A tax return preparer who completes Form 8867 but fails to comply with one or more of these additional requirements has not satisfied the due diligence requirements of § 6695(g).
Pre-Existing Knowledge Acquired Outside of a Tax Engagement Cannot Meet Knowledge Requirement
The final regulations add Example 6 to clarify that a tax return preparer who possesses pre-existing knowledge that was acquired outside the context of the preparer’s tax return preparation practice cannot meet the knowledge requirement. Rather, the preparer must make reasonable inquiries to determine the applicable facts, and the inquiries and responses to those inquiries must be contemporaneously documented in the tax return preparer’s files.
Example 6 SynopsisPreparer E knows from prior social interactions with S that the children resided with S for more than one-half of the 2018 tax year and that the children did not provide over one-half of their own support for the 2018 tax year. To meet the knowledge requirement , Preparer E must make reasonable inquiries (as if he did not have that prior knowledge) to determine whether S is eligible to file as head of household and whether each child is a qualifying child for purposes of the EIC and the CTC and must contemporaneously document these inquiries and the responses.
Preparers Must Engage in Reasonable Inquiries When Information Provided is Incomplete
The final regulations also clarify that preparers must ask additional questions when the information provided by the taxpayer is incomplete. The regulations revise Example 5 to demonstrate this requirement more clearly.
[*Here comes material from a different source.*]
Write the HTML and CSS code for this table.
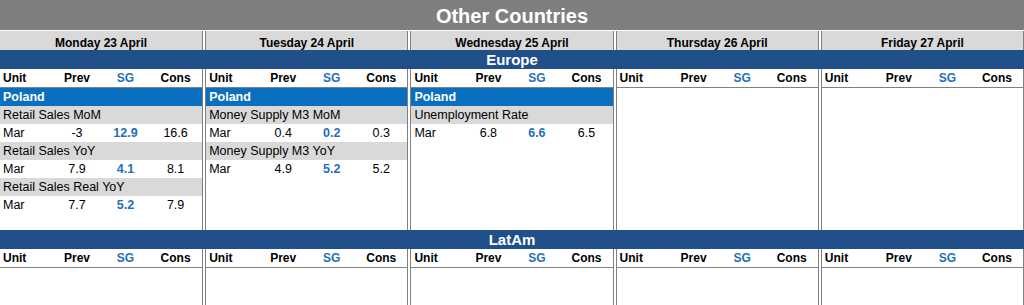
FILE: index.html
```html
<!DOCTYPE html>
<html lang="en">
<head>
    <meta charset="UTF-8">
    <meta name="viewport" content="width=device-width, initial-scale=1.0">
    <title>Other Countries</title>
    <link rel="stylesheet" href="styles.css">
</head>
<body>
    <div class="sheet">
        <div class="title">Other Countries</div>

        <!-- Day headers -->
        <div class="week">
            <div class="col day">Monday 23 April</div>
            <div class="col day">Tuesday 24 April</div>
            <div class="col day">Wednesday 25 April</div>
            <div class="col day">Thursday 26 April</div>
            <div class="col day">Friday 27 April</div>
        </div>

        <!-- Europe -->
        <div class="region">Europe</div>
        <div class="week block">
            <div class="col">
                <div class="row head"><span>Unit</span><span>Prev</span><span class="sg">SG</span><span>Cons</span></div>
                <div class="country">Poland</div>
                <div class="indicator">Retail Sales MoM</div>
                <div class="row"><span>Mar</span><span>-3</span><span class="sg">12.9</span><span>16.6</span></div>
                <div class="indicator">Retail Sales YoY</div>
                <div class="row"><span>Mar</span><span>7.9</span><span class="sg">4.1</span><span>8.1</span></div>
                <div class="indicator">Retail Sales Real YoY</div>
                <div class="row"><span>Mar</span><span>7.7</span><span class="sg">5.2</span><span>7.9</span></div>
            </div>
            <div class="col">
                <div class="row head"><span>Unit</span><span>Prev</span><span class="sg">SG</span><span>Cons</span></div>
                <div class="country">Poland</div>
                <div class="indicator">Money Supply M3 MoM</div>
                <div class="row"><span>Mar</span><span>0.4</span><span class="sg">0.2</span><span>0.3</span></div>
                <div class="indicator">Money Supply M3 YoY</div>
                <div class="row"><span>Mar</span><span>4.9</span><span class="sg">5.2</span><span>5.2</span></div>
            </div>
            <div class="col">
                <div class="row head"><span>Unit</span><span>Prev</span><span class="sg">SG</span><span>Cons</span></div>
                <div class="country">Poland</div>
                <div class="indicator">Unemployment Rate</div>
                <div class="row"><span>Mar</span><span>6.8</span><span class="sg">6.6</span><span>6.5</span></div>
            </div>
            <div class="col">
                <div class="row head"><span>Unit</span><span>Prev</span><span class="sg">SG</span><span>Cons</span></div>
            </div>
            <div class="col">
                <div class="row head"><span>Unit</span><span>Prev</span><span class="sg">SG</span><span>Cons</span></div>
            </div>
        </div>

        <!-- LatAm -->
        <div class="region">LatAm</div>
        <div class="week block">
            <div class="col">
                <div class="row head"><span>Unit</span><span>Prev</span><span class="sg">SG</span><span>Cons</span></div>
            </div>
            <div class="col">
                <div class="row head"><span>Unit</span><span>Prev</span><span class="sg">SG</span><span>Cons</span></div>
            </div>
            <div class="col">
                <div class="row head"><span>Unit</span><span>Prev</span><span class="sg">SG</span><span>Cons</span></div>
            </div>
            <div class="col">
                <div class="row head"><span>Unit</span><span>Prev</span><span class="sg">SG</span><span>Cons</span></div>
            </div>
            <div class="col">
                <div class="row head"><span>Unit</span><span>Prev</span><span class="sg">SG</span><span>Cons</span></div>
            </div>
        </div>
    </div>
</body>
</html>
```

FILE: styles.css
```css
/* Basic reset */
* {
    box-sizing: border-box;
    margin: 0;
    padding: 0;
}

body {
    background-color: #ffffff;
    font-family: "Liberation Sans", Arial, sans-serif;
    font-size: 12px;
    color: #000;
}

.sheet {
    width: 1024px;
}

/* Title bar */
.title {
    height: 30px;
    margin-bottom: 1px;
    background-color: #7f7f7f;
    color: #ffffff;
    font-size: 20px;
    font-weight: bold;
    line-height: 32px;
    text-align: center;
}

/* Five day columns with a double rule between them */
.week {
    display: grid;
    grid-template-columns: repeat(5, 1fr);
    column-gap: 2px;
}

.col {
    border-left: 1px solid #808080;
    border-right: 1px solid #808080;
}

.col:first-child {
    border-left: none;
}

.day {
    height: 19px;
    background-color: #d9d9d9;
    font-weight: bold;
    line-height: 24px;
    text-align: center;
}

.block {
    height: 161px;
}

.block:last-child {
    height: 60px;
}

/* Region band */
.region {
    height: 19px;
    background-color: #204f8a;
    color: #ffffff;
    font-size: 15px;
    font-weight: bold;
    line-height: 20px;
    text-align: center;
}

/* Table rows */
.row {
    display: grid;
    grid-template-columns: 52px 50px 47px 1fr;
    height: 18px;
    line-height: 19px;
    font-size: 12.5px;
}

.row span {
    text-align: center;
}

.row span:first-child {
    padding-left: 3px;
    text-align: left;
}

.row .sg {
    color: #1f6fb9;
    font-weight: bold;
}

.head {
    height: 19px;
    border-bottom: 1px solid #808080;
    font-size: 12px;
    font-weight: bold;
}

.country {
    height: 18px;
    padding-left: 3px;
    background-color: #0b6fc0;
    color: #ffffff;
    font-weight: bold;
    font-size: 12.5px;
    line-height: 19px;
}

.indicator {
    height: 18px;
    padding-left: 3px;
    background-color: #d9d9d9;
    font-size: 12.5px;
    line-height: 19px;
}
```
Example 5In 2019, S engages Preparer E to prepare S’s 2018 federal income tax return. During Preparer E’s standard intake interview, S states that S has never been married and that S’s niece and nephew lived with S for part of the 2018 tax year. Preparer E believes S may be eligible to file as head of household and claim each of these children as a qualifying child for purposes of the EIC and the CTC, but the information furnished to Preparer E is incomplete. To meet the knowledge requirement in paragraph (b)(3) of this section, Preparer E must make reasonable inquiries to determine whether S is eligible to file as head of household and whether each child is a qualifying child for purposes of the EIC and the CTC, including reasonable inquiries about the children’s residency, S’s relationship to the children, the children’s income, the sources of support for the children, and S’s contribution to the payment of costs related to operating the household, and Preparer E must contemporaneously document these inquiries and the responses.
What Does This Mean?
Documentation to comply with the new head of household due diligence requirements will take a little longer this year, but the final regulations state that "the total time required should be minimal." With all the changes required for 2018, especially if your state requires dozens of adjustments, it sounds like death by a thousand cuts. But keep in mind that the due diligence provisions have teeth. A single return without due diligence claiming AOTC, CTC, EITC, and head of household status subjects the preparer to a $2,080 penalty. These requirements cannot be ignored. Firm procedures must be updated to comply. And remember, Form 8867 is not enough!